La France doit régler la crise à Mayotte [ Tribune ]

Il y a un an, pendant la campagne électorale qui l'a conduit à l'Elysée, le candidat Emmanuel Macron était allé à Mayotte pour s'engager vis-à-vis des habitants de l'île, les Mahorais, à leur donner «les moyens de réussir à la fois dans la République et dans l'Océan Indien». C'était une promesse difficile à réaliser.
(Crédits : Reuters)

Depuis plus d'un mois, l'île de l'archipel des Comores, qui a choisi à plusieurs reprises, lors de référendums successifs, de rester française, traverse une crise très grave. Le territoire est paralysé et réclame davantage de moyens pour lutter contre une insécurité croissante liée à une immigration clandestine massive venue des îles voisine.

La pression migratoire est telle que quarante à quarante-cinq pour cent de la population est constituée d'étrangers en situation illégale. Il s'agit, en fait, de Comoriens attirés par le différentiel de richesse entre Mayotte et les autres îles qui ont accédé à l'indépendance en 1975 et dont le PIB par habitant reste huit à neuf fois moindre que celui des Mahorais qui bénéficient, eux, des avantages dus à leur citoyenneté française.

La situation ne cesse de se dégrader avec l'arrivée quotidienne de petites embarcations de pêcheurs, appelées kwassa-kwassa, qui parcourent les 70 kilomètres entre Anjouan et Mayotte chargées de Comoriens. Lorsque ces clandestins sont refoulés, les autorités des Comores qui revendiquent la souveraineté sur Mayotte refusent de les prendre en charge et les renvoient d'où ils viennent, encourageant le flux migratoire à s'amplifier. Comme l'avait souligné Emmanuel Macron pendant la campagne électorale, ce statu quo n'est pas tenable.

Il l'est d'autant moins que sous la présidence de Nicolas Sarkozy, les autorités françaises ont accordé à Mayotte un statut de département assurant à l'île la continuité territoriale et juridique avec les autres départements de la république.

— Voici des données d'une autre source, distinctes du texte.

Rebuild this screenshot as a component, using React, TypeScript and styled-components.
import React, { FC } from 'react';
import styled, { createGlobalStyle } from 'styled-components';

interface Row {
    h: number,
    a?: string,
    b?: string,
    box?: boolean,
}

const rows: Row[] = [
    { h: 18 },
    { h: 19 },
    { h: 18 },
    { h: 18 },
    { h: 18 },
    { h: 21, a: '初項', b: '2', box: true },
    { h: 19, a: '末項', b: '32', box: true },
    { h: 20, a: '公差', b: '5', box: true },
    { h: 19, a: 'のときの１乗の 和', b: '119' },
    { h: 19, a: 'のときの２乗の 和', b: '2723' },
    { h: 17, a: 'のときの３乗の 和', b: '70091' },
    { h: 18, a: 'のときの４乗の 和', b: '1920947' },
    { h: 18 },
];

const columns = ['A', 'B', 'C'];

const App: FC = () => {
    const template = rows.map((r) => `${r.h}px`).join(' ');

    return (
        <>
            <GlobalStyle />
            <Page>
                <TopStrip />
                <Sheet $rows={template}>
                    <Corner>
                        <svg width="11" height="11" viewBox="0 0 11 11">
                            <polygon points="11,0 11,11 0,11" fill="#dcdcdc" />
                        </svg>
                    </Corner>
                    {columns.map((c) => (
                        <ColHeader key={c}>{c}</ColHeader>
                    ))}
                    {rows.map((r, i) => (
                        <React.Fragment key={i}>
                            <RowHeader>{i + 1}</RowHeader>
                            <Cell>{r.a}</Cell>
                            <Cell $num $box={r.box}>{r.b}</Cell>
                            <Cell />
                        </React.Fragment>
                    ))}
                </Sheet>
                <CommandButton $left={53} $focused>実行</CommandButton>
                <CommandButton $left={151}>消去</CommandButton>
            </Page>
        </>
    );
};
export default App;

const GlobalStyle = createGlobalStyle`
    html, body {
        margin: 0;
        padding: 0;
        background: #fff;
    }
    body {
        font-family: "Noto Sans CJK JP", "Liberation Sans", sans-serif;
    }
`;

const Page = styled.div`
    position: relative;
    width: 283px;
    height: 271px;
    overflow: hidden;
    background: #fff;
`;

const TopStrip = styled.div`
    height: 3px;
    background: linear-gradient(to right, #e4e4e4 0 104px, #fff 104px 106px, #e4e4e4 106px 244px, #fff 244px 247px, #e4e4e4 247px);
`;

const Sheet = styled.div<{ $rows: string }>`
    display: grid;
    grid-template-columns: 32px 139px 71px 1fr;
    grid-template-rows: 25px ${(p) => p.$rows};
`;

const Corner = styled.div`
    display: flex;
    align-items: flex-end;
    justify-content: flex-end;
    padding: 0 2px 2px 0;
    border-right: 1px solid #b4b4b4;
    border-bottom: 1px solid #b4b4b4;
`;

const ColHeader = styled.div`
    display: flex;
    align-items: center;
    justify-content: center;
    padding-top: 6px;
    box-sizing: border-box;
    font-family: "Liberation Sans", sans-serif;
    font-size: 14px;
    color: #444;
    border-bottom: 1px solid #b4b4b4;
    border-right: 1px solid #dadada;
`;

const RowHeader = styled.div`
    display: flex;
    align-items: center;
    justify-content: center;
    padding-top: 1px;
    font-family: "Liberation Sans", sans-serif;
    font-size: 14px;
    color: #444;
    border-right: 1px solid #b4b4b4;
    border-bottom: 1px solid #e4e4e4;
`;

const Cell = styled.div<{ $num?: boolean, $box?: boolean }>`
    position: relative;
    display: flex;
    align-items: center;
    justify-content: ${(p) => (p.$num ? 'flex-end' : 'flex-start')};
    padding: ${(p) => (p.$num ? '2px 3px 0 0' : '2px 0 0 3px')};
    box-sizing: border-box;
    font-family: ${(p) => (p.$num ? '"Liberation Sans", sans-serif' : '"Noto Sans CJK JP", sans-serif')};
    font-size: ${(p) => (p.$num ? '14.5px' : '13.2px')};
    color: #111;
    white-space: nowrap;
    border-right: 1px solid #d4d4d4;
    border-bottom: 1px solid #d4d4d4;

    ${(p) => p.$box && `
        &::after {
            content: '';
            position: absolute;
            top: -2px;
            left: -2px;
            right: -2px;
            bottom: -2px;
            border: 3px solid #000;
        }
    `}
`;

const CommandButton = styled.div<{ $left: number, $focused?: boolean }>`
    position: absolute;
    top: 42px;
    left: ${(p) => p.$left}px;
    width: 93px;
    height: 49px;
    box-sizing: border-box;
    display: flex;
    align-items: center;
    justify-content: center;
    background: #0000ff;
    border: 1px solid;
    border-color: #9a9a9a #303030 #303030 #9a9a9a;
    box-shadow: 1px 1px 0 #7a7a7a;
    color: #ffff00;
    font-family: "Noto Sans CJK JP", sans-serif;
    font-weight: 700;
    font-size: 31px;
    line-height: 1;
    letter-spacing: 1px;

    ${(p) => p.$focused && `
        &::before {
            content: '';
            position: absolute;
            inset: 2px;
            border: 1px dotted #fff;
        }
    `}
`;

On comprend que la population locale ait pu être considérée comme un réservoir de voix pour des élections présidentielles, mais on se demande comment un tel arrangement peut convenir à un territoire aussi éloigné des autres par sa culture, son histoire et son niveau de développement. Cette départementalisation hâtive ne peut se substituer à une réelle politique de développement et d'intégration dans l'environnement régional.

En visite récemment dans l'île pour tenter de résoudre la crise, la ministre des Outre-Mer Annick Girardin a pu prendre la mesure des difficultés. Elle a pu constater combien le système scolaire et les hôpitaux étaient surchargés malgré des investissements importants. Parmi ses propositions, l'une est significative et juridiquement osée. Elle suggère que la principale maternité de Mayotte, la plus grande de France, qui assure près de dix mille naissances par an, soit dotée d'un statut d'extraterritorialité pour éviter que le droit du sol ne s'y applique et que les enfants de clandestins ne soient automatiquement déclarés Français. Ainsi, espère-t-elle sans doute, le pouvoir d'attraction de Mayotte sur les candidats à l'immigration clandestine sera moindre.

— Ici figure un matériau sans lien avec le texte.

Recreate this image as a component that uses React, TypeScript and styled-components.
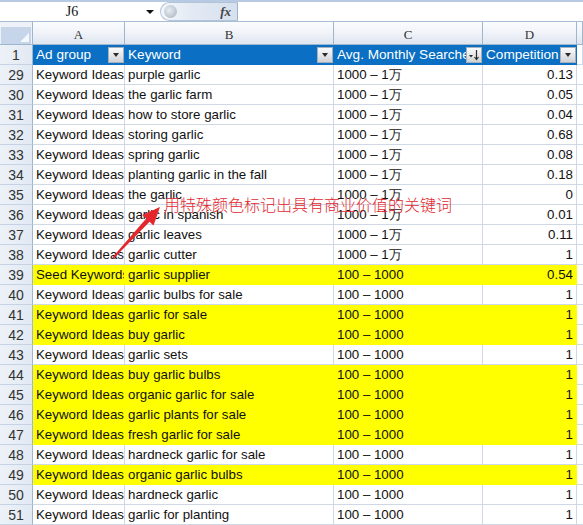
import React from "react";
import styled, { createGlobalStyle } from "styled-components";

const GlobalStyle = createGlobalStyle`
  html, body { margin: 0; padding: 0; background: #ffffff; overflow: hidden; }
  #root { width: 583px; height: 525px; position: relative; overflow: hidden; }
`;

const COLS = "33px 92px 209px 149px 94px 1fr";
const GRID = "#d0d7e5";
const HEAD_LINE = "#9eb6ce";
const YELLOW = "#ffff00";
const BLUE = "#0b6fc3";
const CELL_FONT = `"Liberation Sans", Arial, sans-serif`;
const SERIF = `"Liberation Serif", "Times New Roman", serif`;

const Sheet = styled.div`
  width: 583px;
  height: 525px;
  position: relative;
  overflow: hidden;
`;

const FormulaBar = styled.div`
  display: flex;
  align-items: stretch;
  height: 19px;
  border-top: 2px solid #b7cae4;
  border-bottom: 1px solid #a9bdd8;
  background: #ffffff;
`;

const NameBox = styled.div`
  width: 140px;
  display: flex;
  align-items: center;
  justify-content: center;
  font-family: ${SERIF};
  font-size: 14px;
  color: #111;
  padding-left: 2px;
`;

const DropArrow = styled.div`
  width: 16px;
  display: flex;
  align-items: center;
  justify-content: center;
  &::after {
    content: "";
    border-left: 4px solid transparent;
    border-right: 4px solid transparent;
    border-top: 4px solid #111;
  }
`;

const FxCapsule = styled.div`
  width: 78px;
  margin-left: 2px;
  display: flex;
  align-items: center;
  justify-content: space-between;
  border: 1px solid #b3c3d8;
  border-right: 1px solid #9fb2cc;
  border-radius: 10px 0 0 10px;
  background: linear-gradient(90deg, #f4f7fb 0%, #e3eaf4 40%, #d6e0ee 100%);
  box-sizing: border-box;
  padding: 0 6px 0 3px;
`;

const Knob = styled.div`
  width: 13px;
  height: 13px;
  border-radius: 50%;
  background: radial-gradient(circle at 40% 40%, #e9edf2 0%, #b9c1cc 70%, #a4adba 100%);
`;

const FxLabel = styled.span`
  font-family: ${SERIF};
  font-style: italic;
  font-weight: bold;
  font-size: 13px;
  color: #444;
`;

const FormulaInput = styled.div`
  flex: 1;
  background: #ffffff;
`;

const Row = styled.div`
  display: grid;
  grid-template-columns: ${COLS};
  height: 20px;
`;

const HeaderRow = styled(Row)`
  height: 23px;
`;

const Corner = styled.div`
  box-sizing: border-box;
  border-right: 1px solid ${HEAD_LINE};
  border-bottom: 1px solid ${HEAD_LINE};
  background: #eef2f8;
  padding: 5px 1px 0 1px;
  display: flex;
`;

const CornerInner = styled.div`
  flex: 1;
  background: #c7d5ea;
  position: relative;
  &::after {
    content: "";
    position: absolute;
    right: 2px;
    bottom: 2px;
    border-left: 9px solid transparent;
    border-bottom: 9px solid #f4f7fb;
  }
`;

const ColHead = styled.div`
  box-sizing: border-box;
  border-right: 1px solid ${HEAD_LINE};
  border-bottom: 1px solid ${HEAD_LINE};
  background: linear-gradient(180deg, #fbfcfe 0%, #f1f4f9 45%, #dfe6f0 100%);
  font-family: ${SERIF};
  font-size: 13px;
  color: #333;
  display: flex;
  align-items: center;
  justify-content: center;
  padding-top: 3px;
`;

const RowNum = styled.div`
  box-sizing: border-box;
  border-right: 1px solid ${HEAD_LINE};
  border-bottom: 1px solid #c6d3e4;
  background: linear-gradient(90deg, #edf2f8 0%, #e2e9f3 100%);
  font-family: ${CELL_FONT};
  font-size: 14px;
  color: #333;
  display: flex;
  align-items: center;
  justify-content: center;
  padding-top: 1px;
`;

const Cell = styled.div<{ $fill?: string; $right?: boolean }>`
  box-sizing: border-box;
  border-right: 1px solid ${(p) => p.$fill ?? GRID};
  border-bottom: 1px solid ${(p) => p.$fill ?? GRID};
  background: ${(p) => p.$fill ?? "#ffffff"};
  font-family: ${CELL_FONT};
  font-size: 13.3px;
  color: #111;
  line-height: 19px;
  padding: 0 3px;
  white-space: nowrap;
  overflow: hidden;
  text-align: ${(p) => (p.$right ? "right" : "left")};
`;

const TitleCell = styled.div<{ $plain?: boolean }>`
  box-sizing: border-box;
  display: flex;
  align-items: center;
  background: ${(p) => (p.$plain ? "#ffffff" : BLUE)};
  border-bottom: 1px solid ${(p) => (p.$plain ? GRID : BLUE)};
  border-right: 1px solid ${(p) => (p.$plain ? GRID : BLUE)};
  padding-left: 3px;
  overflow: hidden;
`;

const TitleText = styled.span`
  flex: 1;
  min-width: 0;
  overflow: hidden;
  white-space: nowrap;
  font-family: ${CELL_FONT};
  font-size: 13.6px;
  color: #ffffff;
`;

const FilterButton = styled.div`
  flex: none;
  width: 16px;
  height: 16px;
  box-sizing: border-box;
  border: 1px solid #a8b0bb;
  background: linear-gradient(180deg, #fbfbfb 0%, #e6e7e9 50%, #cfd2d6 100%);
  display: flex;
  align-items: center;
  justify-content: center;
`;

const Caret = styled.span`
  width: 0;
  height: 0;
  border-left: 3.5px solid transparent;
  border-right: 3.5px solid transparent;
  border-top: 4px solid #2b2b2b;
  margin-top: 1px;
`;

const Overlay = styled.div`
  position: absolute;
  left: 0;
  top: 0;
  width: 583px;
  height: 525px;
  pointer-events: none;
`;

const Note = styled.div`
  position: absolute;
  left: 164px;
  top: 192px;
  font-family: "Noto Sans CJK SC", "Noto Sans", sans-serif;
  font-size: 16px;
  font-weight: 300;
  color: #e4262d;
  white-space: nowrap;
`;

const ArrowSvg = styled.svg`
  position: absolute;
  left: 0;
  top: 0;
`;

type DataRow = [number, string, string, string, string, boolean];

const HI = "1000 – 1万";
const LO = "100 – 1000";
const KI = "Keyword Ideas";

const rows: DataRow[] = [
  [29, KI, "purple garlic", HI, "0.13", false],
  [30, KI, "the garlic farm", HI, "0.05", false],
  [31, KI, "how to store garlic", HI, "0.04", false],
  [32, KI, "storing garlic", HI, "0.68", false],
  [33, KI, "spring garlic", HI, "0.08", false],
  [34, KI, "planting garlic in the fall", HI, "0.18", false],
  [35, KI, "the garlic", HI, "0", false],
  [36, KI, "garlic in spanish", HI, "0.01", false],
  [37, KI, "garlic leaves", HI, "0.11", false],
  [38, KI, "garlic cutter", HI, "1", false],
  [39, "Seed Keywords", "garlic supplier", LO, "0.54", true],
  [40, KI, "garlic bulbs for sale", LO, "1", false],
  [41, KI, "garlic for sale", LO, "1", true],
  [42, KI, "buy garlic", LO, "1", true],
  [43, KI, "garlic sets", LO, "1", false],
  [44, KI, "buy garlic bulbs", LO, "1", true],
  [45, KI, "organic garlic for sale", LO, "1", true],
  [46, KI, "garlic plants for sale", LO, "1", true],
  [47, KI, "fresh garlic for sale", LO, "1", true],
  [48, KI, "hardneck garlic for sale", LO, "1", false],
  [49, KI, "organic garlic bulbs", LO, "1", true],
  [50, KI, "hardneck garlic", LO, "1", false],
  [51, KI, "garlic for planting", LO, "1", false],
  [52, KI, "elephant garlic bulbs", LO, "1", true],
];

function SortIcon() {
  return (
    <svg width="12" height="12" viewBox="0 0 12 12">
      <path d="M1 6 L5 6 L3 8.5 Z" fill="#2b2b2b" />
      <path d="M8.5 1 L8.5 10" stroke="#2b2b2b" strokeWidth="1.2" />
      <path d="M6.5 8 L8.5 10.5 L10.5 8" stroke="#2b2b2b" strokeWidth="1.2" fill="none" />
    </svg>
  );
}

export default function App() {
  return (
    <>
      <GlobalStyle />
      <Sheet>
        <FormulaBar>
          <NameBox>J6</NameBox>
          <DropArrow />
          <FxCapsule>
            <Knob />
            <FxLabel>fx</FxLabel>
          </FxCapsule>
          <FormulaInput />
        </FormulaBar>

        <HeaderRow>
          <Corner>
            <CornerInner />
          </Corner>
          <ColHead>A</ColHead>
          <ColHead>B</ColHead>
          <ColHead>C</ColHead>
          <ColHead>D</ColHead>
          <ColHead />
        </HeaderRow>

        <Row>
          <RowNum>1</RowNum>
          <TitleCell>
            <TitleText>Ad group</TitleText>
            <FilterButton>
              <Caret />
            </FilterButton>
          </TitleCell>
          <TitleCell>
            <TitleText>Keyword</TitleText>
            <FilterButton>
              <Caret />
            </FilterButton>
          </TitleCell>
          <TitleCell>
            <TitleText>Avg. Monthly Searches (exact match only)</TitleText>
            <FilterButton>
              <SortIcon />
            </FilterButton>
          </TitleCell>
          <TitleCell>
            <TitleText>Competition</TitleText>
            <FilterButton>
              <Caret />
            </FilterButton>
          </TitleCell>
          <TitleCell $plain />
        </Row>

        {rows.map(([n, group, kw, vol, comp, hl]) => {
          const fill = hl ? YELLOW : undefined;
          return (
            <Row key={n}>
              <RowNum>{n}</RowNum>
              <Cell $fill={fill}>{group}</Cell>
              <Cell $fill={fill}>{kw}</Cell>
              <Cell $fill={fill}>{vol}</Cell>
              <Cell $fill={fill} $right>
                {comp}
              </Cell>
              <Cell />
            </Row>
          );
        })}

        <Overlay>
          <Note>用特殊颜色标记出具有商业价值的关键词</Note>
          <ArrowSvg width="583" height="525" viewBox="0 0 583 525">
            <polygon
              points="160,207 153.5,225.5 149.6,221.8 113.6,258.6 112.4,257.4 146.2,218.6 142.2,215"
              fill="#e4262d"
            />
          </ArrowSvg>
        </Overlay>
      </Sheet>
    </>
  );
}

Un laboratoire de la crise migratoire

La crise n'a pas que des répercussions dans l'île. Nombre de Mahorais sont incités par la déstabilisation de leur environnement immédiat à chercher fortune ailleurs. Beaucoup se rendent dans l'île de La Réunion, autre territoire français de l'Océan Indien qui, à son tour, se trouve confronté à une surpopulation que l'économie locale ne parvient pas à absorber.

Mayotte est un territoire lointain et de taille modeste. Mais c'est plus que cela. C'est, en miniature, un laboratoire de la crise migratoire qui se noue entre l'Afrique et l'Europe,à bien plus grande échelle.

Sans un accord avec les Comores, qui doit être profitable aux deux parties, on ne voit pas comment l'avenir de Mayotte peut être assuré dans le cadre de la République française. Un tel accord est d'autant plus indispensable que l'intégration à la France du territoire est contestée non seulement par les Comores, mais aussi par l'Union africaine et ne tient devant les Nations Unies que par le recours de Paris à son veto au Conseil de sécurité. La France peut revoir le statut accordé à l'île ; elle peut même envisager de se passer de sa présence à Mayotte ; par négligence, naïveté ou ignorance, elle ne peut se permettre de laisser se développer une crise durable sur les flancs de l'Afrique australe.